● **Exercise goal**: Select the lines of the records containing the word "React" and list them.

● **Dataset excerpts**:
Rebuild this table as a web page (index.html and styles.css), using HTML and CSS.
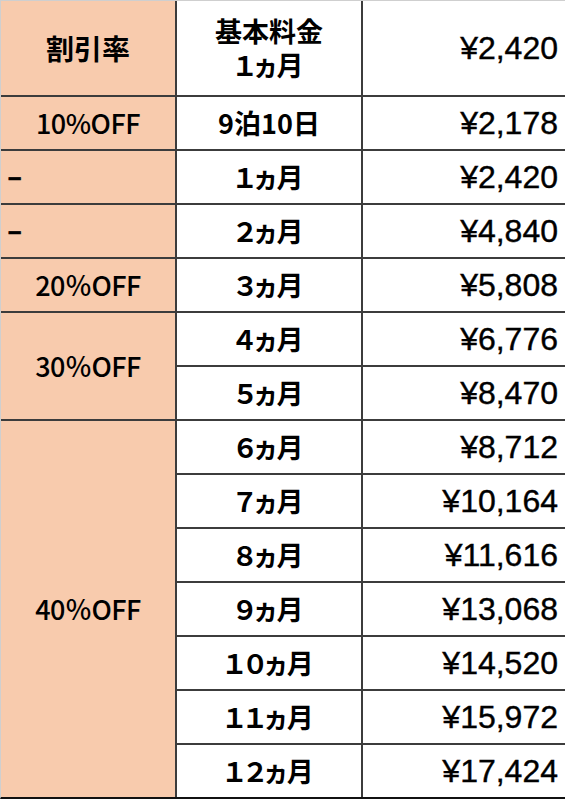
FILE: index.html
```html
<!DOCTYPE html>
<html lang="ja">
<head>
<meta charset="utf-8">
<title>料金表</title>
<link rel="stylesheet" href="styles.css">
</head>
<body>
<div class="price-table">
  <div class="cell rate head">割引率</div>
  <div class="cell plan head"><span class="line">基本料金</span><span class="line">１ヵ月</span></div>
  <div class="cell price">¥2,420</div>

  <div class="cell rate off">10%OFF</div>
  <div class="cell plan">9泊10日</div>
  <div class="cell price">¥2,178</div>

  <div class="cell rate dash">–</div>
  <div class="cell plan">１ヵ月</div>
  <div class="cell price">¥2,420</div>

  <div class="cell rate dash">–</div>
  <div class="cell plan">２ヵ月</div>
  <div class="cell price">¥4,840</div>

  <div class="cell rate off">20％OFF</div>
  <div class="cell plan">３ヵ月</div>
  <div class="cell price">¥5,808</div>

  <div class="cell rate off span2">30％OFF</div>
  <div class="cell plan">４ヵ月</div>
  <div class="cell price">¥6,776</div>
  <div class="cell plan">５ヵ月</div>
  <div class="cell price">¥8,470</div>

  <div class="cell rate off span7">40％OFF</div>
  <div class="cell plan">６ヵ月</div>
  <div class="cell price">¥8,712</div>
  <div class="cell plan">７ヵ月</div>
  <div class="cell price">¥10,164</div>
  <div class="cell plan">８ヵ月</div>
  <div class="cell price">¥11,616</div>
  <div class="cell plan">９ヵ月</div>
  <div class="cell price">¥13,068</div>
  <div class="cell plan">１０ヵ月</div>
  <div class="cell price">¥14,520</div>
  <div class="cell plan">１１ヵ月</div>
  <div class="cell price">¥15,972</div>
  <div class="cell plan">１２ヵ月</div>
  <div class="cell price">¥17,424</div>
</div>
</body>
</html>
```

FILE: styles.css
```css
html, body {
  margin: 0;
  padding: 0;
  background: #ffffff;
}

.price-table {
  box-sizing: border-box;
  width: 565px;
  display: grid;
  grid-template-columns: 174px 184px 1fr;
  grid-template-rows: 94px repeat(13, 52px);
  gap: 2px;
  background: #3c3c3c;
  border-top: 1px solid #cfcfcf;
  border-left: 1px solid #cfcfcf;
  border-bottom: 2px solid #111111;
  color: #000000;
}

.cell {
  display: flex;
  align-items: center;
  background: #ffffff;
  font-family: "Noto Sans CJK JP", "Noto Sans", sans-serif;
  font-size: 27px;
  line-height: 32px;
  font-feature-settings: "palt";
}

.rate {
  background: #f8cbad;
  justify-content: center;
  grid-column: 1;
}

.rate.head {
  font-weight: 700;
  font-size: 28px;
}

.rate.off {
  font-weight: 500;
  font-size: 27px;
  letter-spacing: -0.5px;
}

.rate.dash {
  justify-content: flex-start;
  padding-left: 7px;
  font-family: "Liberation Sans", Arial, sans-serif;
  font-weight: 700;
  font-size: 24px;
  -webkit-text-stroke: 0.6px #000000;
}

.span2 {
  grid-row: span 2;
}

.span7 {
  grid-row: span 7;
}

.plan {
  justify-content: center;
  text-align: center;
  font-weight: 700;
  grid-column: 2;
}

.plan.head {
  flex-direction: column;
  line-height: 34px;
}

.line {
  display: block;
}

.price {
  justify-content: flex-end;
  padding-right: 7px;
  font-family: "Liberation Sans", Arial, sans-serif;
  font-size: 32px;
  font-feature-settings: normal;
  -webkit-text-stroke: 0.4px #000000;
  grid-column: 3;
}
```
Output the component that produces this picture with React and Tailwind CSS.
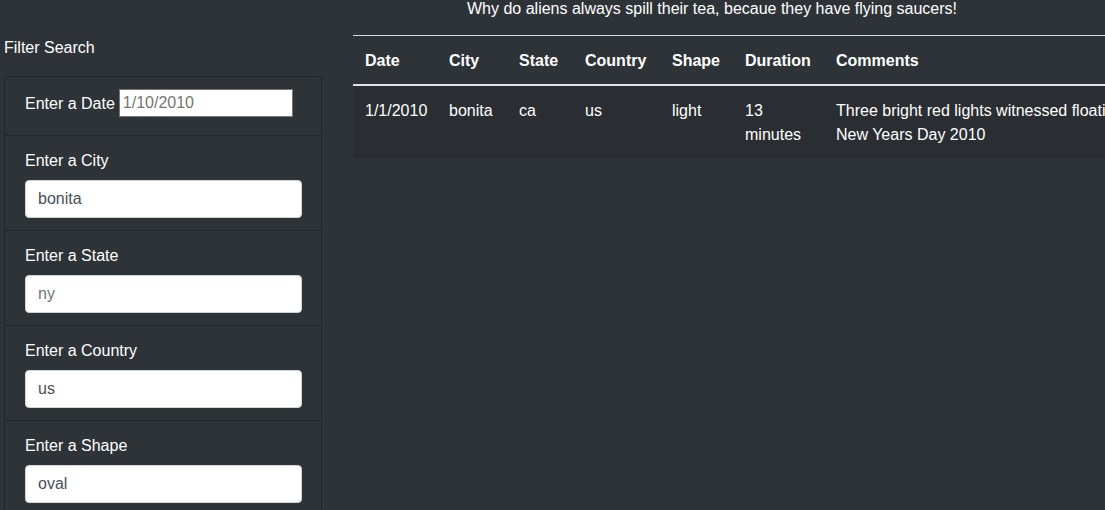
import React from 'react';

const filters = [
  { label: 'Enter a City', value: 'bonita' },
  { label: 'Enter a State', placeholder: 'ny' },
  { label: 'Enter a Country', value: 'us' },
  { label: 'Enter a Shape', value: 'oval' },
];

const columns = [
  { name: 'Date', w: 'w-[84px]' },
  { name: 'City', w: 'w-[70px]' },
  { name: 'State', w: 'w-[66px]' },
  { name: 'Country', w: 'w-[87px]' },
  { name: 'Shape', w: 'w-[73px]' },
  { name: 'Duration', w: 'w-[91px]' },
  { name: 'Comments', w: 'w-[500px]' },
];

const App = () => {
  return (
    <div className="w-[1105px] h-[510px] overflow-hidden flex bg-[#2e3338] text-white font-['Liberation_Sans',Arial,sans-serif] text-base">
      {/* Filter sidebar */}
      <div className="w-[338px] shrink-0">
        <div className="pt-[36px] pl-1 leading-6">Filter Search</div>
        <div className="mt-4 ml-[4px] w-[318px] border border-[#24282c] rounded-[4px]">
          <div className="h-[59px] flex items-start pt-3 px-5 border-b border-[#24282c]">
            <label className="leading-6 mt-[3px] mr-1">Enter a Date</label>
            <input
              className="w-[174px] h-[28px] px-[3px] bg-white border border-[#767676] text-[#757575] placeholder:text-[#757575] outline-none"
              placeholder="1/10/2010"
              readOnly
            />
          </div>
          {filters.map((f, i) => (
            <div
              key={f.label}
              className={`px-5 pt-3 pb-3 ${i < filters.length - 1 ? 'border-b border-[#24282c]' : ''}`}
            >
              <label className="block leading-6 pt-[1px] mb-[7px]">{f.label}</label>
              <input
                className="w-[277px] h-[38px] px-3 bg-white border border-[#ced4da] rounded-[4px] text-[#495057] placeholder:text-[#6c757d] outline-none"
                defaultValue={f.value}
                placeholder={f.placeholder}
                readOnly
              />
            </div>
          ))}
        </div>
      </div>

      {/* Results */}
      <div className="flex-1 min-w-0 pl-[15px]">
        <div className="text-center leading-4 pt-[1px] pr-[34px]">
          Why do aliens always spill their tea, becaue they have flying saucers!
        </div>
        <table className="mt-[18px] table-fixed border-collapse w-[971px]">
          <thead>
            <tr>
              {columns.map(c => (
                <th
                  key={c.name}
                  className={`${c.w} px-3 pt-[13px] pb-[11px] text-left font-bold leading-6 border-t border-[#d6d9dc] border-b-2 border-b-[#dee2e6]`}
                >
                  {c.name}
                </th>
              ))}
            </tr>
          </thead>
          <tbody>
            <tr className="bg-[#2a2e33] align-top">
              <td className="px-3 pt-[13px] pb-[11px] leading-6">1/1/2010</td>
              <td className="px-3 pt-[13px] pb-[11px] leading-6">bonita</td>
              <td className="px-3 pt-[13px] pb-[11px] leading-6">ca</td>
              <td className="px-3 pt-[13px] pb-[11px] leading-6">us</td>
              <td className="px-3 pt-[13px] pb-[11px] leading-6">light</td>
              <td className="px-3 pt-[13px] pb-[11px] leading-6">13 minutes</td>
              <td className="px-3 pt-[13px] pb-[11px] leading-6">
                <span className="block whitespace-nowrap">Three bright red lights witnessed floating in the sky on</span>
                <span className="block whitespace-nowrap">New Years Day 2010</span>
              </td>
            </tr>
          </tbody>
        </table>
      </div>
    </div>
  );
};

export default App;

● **Answer in full**:
Output the component that produces this picture with React and Tailwind CSS.
import React from 'react';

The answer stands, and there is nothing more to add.